Langdon winced. “Historians don’t generally put it quite that way, but yes, Da Vinci was a homosexual.”
“Is that why he was into that whole feminine thing?”
“Actually, Da Vinci was in tune with the balance between male and female. He believed that a human soul could not be enlightened unless it had both male and female elements.”
“You mean chicks with dicks?” someone called.”

Ha Ha! Whoa, Daddy! Here’s hoping Opie had the good sense to keep the script churning with dick jokes aplenty! In the very least, we’ll have that. I’ve heard that in the film this scene ends with Langdon, played by Tom Hanks, and the inmates kicking back with some spud juice and tossing the old salad. Just squeaked by with that PG-13.

I’ll let you know when I’m done.

Friday, May 05, 2006

Surprise Kiss On Demand

Watched way too much tv yesterday. It’s all this on-demand magic I’m finding on my in-law’s cable. Since they subscribe to HBO I can dip into big taster displays of the on-demand content the network makes available for those occasional afternoons Abby and I come to the Heritage (I love that name, so regal and old world refined) and she takes 2 hour naps on my lap. Most of the movies HBO offers aren’t ones I’d want to spend any more time with let alone watch a first time (She-Devil, anyone?) though I did watch Vacation again a couple weeks ago and found myself almost waking the peanut up numerous times with ripples of suppressed laughter. (When Clark falls asleep on the road…the camera pans from the Griswald kids asleep in the backseat to mom snoozing in the passenger and then pauses just ever so slightly before panning over to Clark with this head thrown back over the seat happily snoring away. This is sitcom goofy, but Ramis was slaying with this stuff back in the late 70's and early 80's.) And watching Rear Window again early last month came with the revelation of Grace Kelly and Jimmy Stewart’s first kiss, one which happens unexpectedly--in Hitchcock’s celebrated interviews with Francois Truffaut he called it a “surprise kiss.” The first time we see Kelly’s face it practically blooms onto the screen while moving languorously in slow motion downward to Stewarts awaiting lips. She’s like some enchanted current drifting onto the screen and offering the surprise of something unexpectedly sensual.

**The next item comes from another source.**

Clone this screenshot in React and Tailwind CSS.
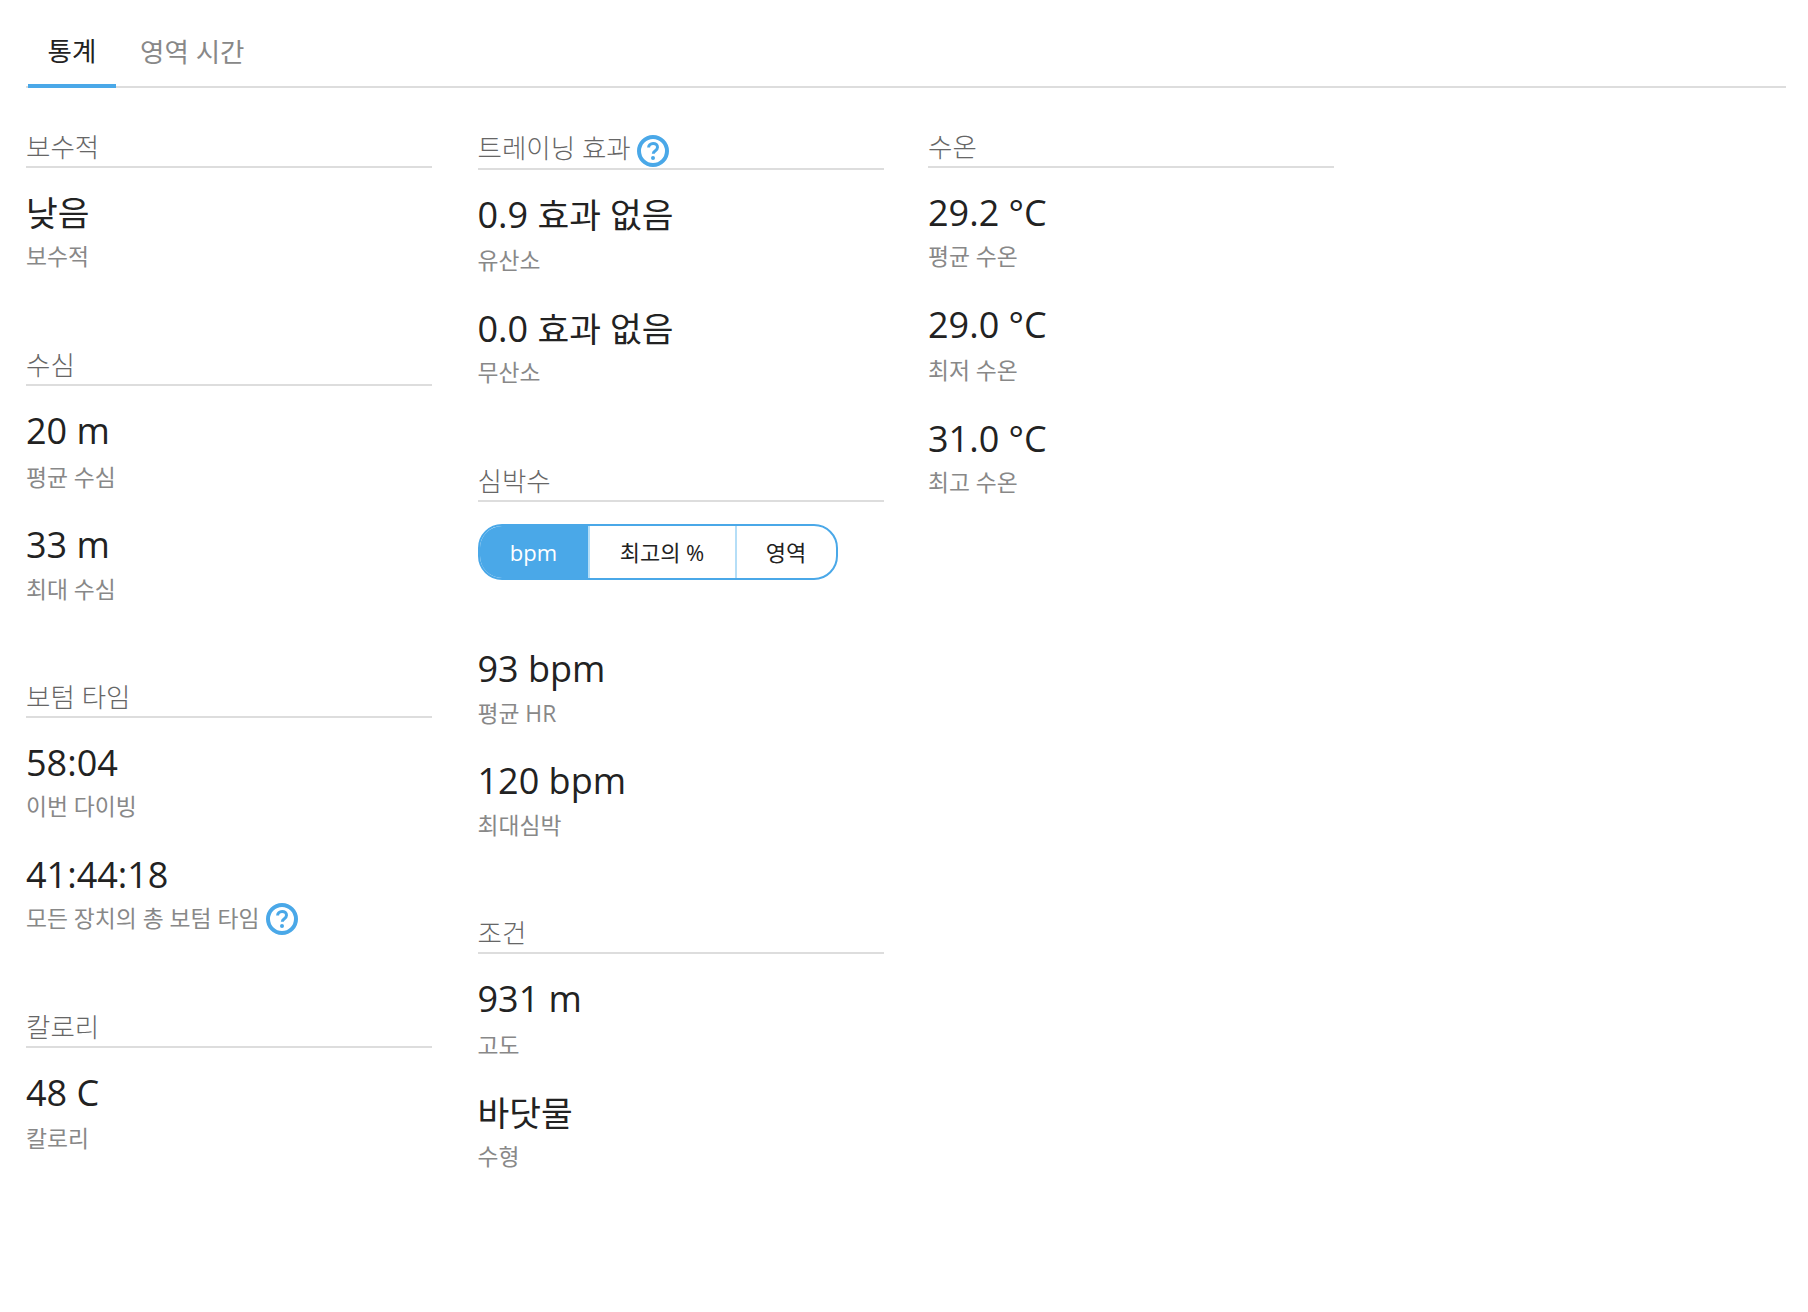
const Help = ({ className = "" }) => (
  <svg width="32" height="32" viewBox="0 0 32 32" className={className}>
    <circle cx="16" cy="16" r="14" fill="none" stroke="#4aa8e8" strokeWidth="4" />
    <path d="M11.6 12.6c0-2.6 2-4.2 4.5-4.2 2.6 0 4.4 1.6 4.4 3.8 0 1.9-1.1 2.8-2.4 3.7-1.2.8-1.8 1.4-1.8 2.9" fill="none" stroke="#4aa8e8" strokeWidth="3" />
    <circle cx="16" cy="23" r="2" fill="#4aa8e8" />
  </svg>
);

const K = ({ children }) => <span className="text-[34.5px]">{children}</span>;

const Heading = ({ children, help }) => (
  <div className={`flex items-center gap-[6px] border-b-2 border-[#dddddd] pb-1 text-[26.5px] font-light text-[#666666] ${help ? "h-[38px]" : "h-[36px]"}`}>
    <span className="leading-[30px]">{children}</span>
    {help && <Help className="mt-[5px]" />}
  </div>
);

const Stat = ({ value, label, help, gapClass = "mt-[6px]", cls = "h-[112px]" }) => (
  <div className={cls}>
    <div className="text-[36px] leading-[48px] text-[#222222]">{value}</div>
    <div className={`flex items-center gap-[7px] text-[22.8px] leading-[30px] text-[#888888] ${gapClass}`}>
      <span>{label}</span>
      {help && <Help />}
    </div>
  </div>
);

const Section = ({ title, help, children, cls, bodyCls = "pt-[21px]" }) => (
  <section className={cls}>
    <Heading help={help}>{title}</Heading>
    <div className={bodyCls}>{children}</div>
  </section>
);

export default function App() {
  return (
    <div className="h-[1312px] w-[1808px] bg-white pl-[26px] pr-[22px]" style={{ fontFamily: '"Open Sans","Noto Sans CJK KR",sans-serif' }}>
      <div className="flex h-[88px] border-b-2 border-[#dddddd]">
        <div className="ml-[2px] flex h-[88px] w-[88px] items-center justify-center border-b-4 border-[#4aa8e8] pt-[20px] text-[26.5px] text-[#222222]">통계</div>
        <div className="ml-[24px] flex h-[86px] items-center pt-[20px] text-[26.5px] text-[#888888]">영역 시간</div>
      </div>
      <div className="flex pt-[44px]">
        <div className="w-[406px]">
          <Section title="보수적" cls="h-[218px]">
            <Stat value={<K>낮음</K>} label="보수적" gapClass="mt-[5px]" />
          </Section>
          <Section title="수심" cls="h-[332px]">
            <Stat value="20 m" label="평균 수심" cls="h-[114px]" gapClass="mt-[8px]" />
            <Stat value="33 m" label="최대 수심" />
          </Section>
          <Section title="보텀 타임" cls="h-[330px]">
            <Stat value="58:04" label="이번 다이빙" gapClass="mt-[5px]" />
            <Stat value="41:44:18" label="모든 장치의 총 보텀 타임" help gapClass="mt-[4px]" />
          </Section>
          <Section title="칼로리">
            <Stat value="48 C" label="칼로리" gapClass="mt-[7px]" />
          </Section>
        </div>
        <div className="ml-[45.5px] w-[406px]">
          <Section title="트레이닝 효과" help cls="h-[334px]">
            <Stat value={<>0.9 <K>효과 없음</K></>} label="유산소" cls="h-[114px]" gapClass="mt-[7px]" />
            <Stat value={<>0.0 <K>효과 없음</K></>} label="무산소" gapClass="mt-[5px]" />
          </Section>
          <section className="h-[452px]">
            <Heading>심박수</Heading>
            <div className="mt-[22px] flex h-[56px] w-[360px] overflow-hidden rounded-[24px] border-2 border-[#4aa8e8] text-[22px]">
              <div className="flex w-[108px] items-center justify-center bg-[#4aa8e8] text-white">bpm</div>
              <div className="flex w-[147px] items-center justify-center border-l-2 border-[#b5def7] text-[#222222]">최고의 %</div>
              <div className="flex flex-1 items-center justify-center border-l-2 border-[#b5def7] text-[#222222]">영역</div>
            </div>
            <div className="pt-[65px]">
              <Stat value="93 bpm" label="평균 HR" />
              <Stat value="120 bpm" label="최대심박" />
            </div>
          </section>
          <Section title="조건">
            <Stat value="931 m" label="고도" cls="h-[114px]" gapClass="mt-[8px]" />
            <Stat value={<K>바닷물</K>} label="수형" gapClass="mt-[5px]" />
          </Section>
        </div>
        <div className="ml-[44.5px] w-[406px]">
          <Section title="수온">
            <Stat value="29.2 °C" label="평균 수온" gapClass="mt-[5px]" />
            <Stat value="29.0 °C" label="최저 수온" cls="h-[114px]" gapClass="mt-[7px]" />
            <Stat value="31.0 °C" label="최고 수온" gapClass="mt-[5px]" />
          </Section>
        </div>
      </div>
    </div>
  );
}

Yesterday I watched the first 6 episodes of HBO’s Entourage and really enjoyed it. It’s got a sweet harmless center surrounded by a white noise of fatuous dick jokes, rabid pussy philosophizing and copious smoking of the herb. Jeremy Piven’s rapacious agent, Ari, is the scene stealer so far, but I also have a soft spot for Kevin Dillon’s sweetly dumb and desperate Johnny “Drama.”

Wednesday, May 03, 2006

Listening To Arthur Lee Records

As if I didn’t already want to carry Tracyanne Campbell’s books home from school, she’s gone and named the lead single from the upcoming Camera Obscura album, Lloyd, I’m Ready To Be Heartbroken. This, of course, a perfectly coquettish homage to Lloyd Cole and the Commotions’ Are You Ready To Be Heartbroken, only one of my most favorite songs ever from the still utterly awesome Rattlesnakes album. An album that's all of 22 years old at that! Sheesh! You can hear the Camera Obscura song here. If this is any indication, Camera Obscura just keep getting better and better. Gives me that old teenage feeling.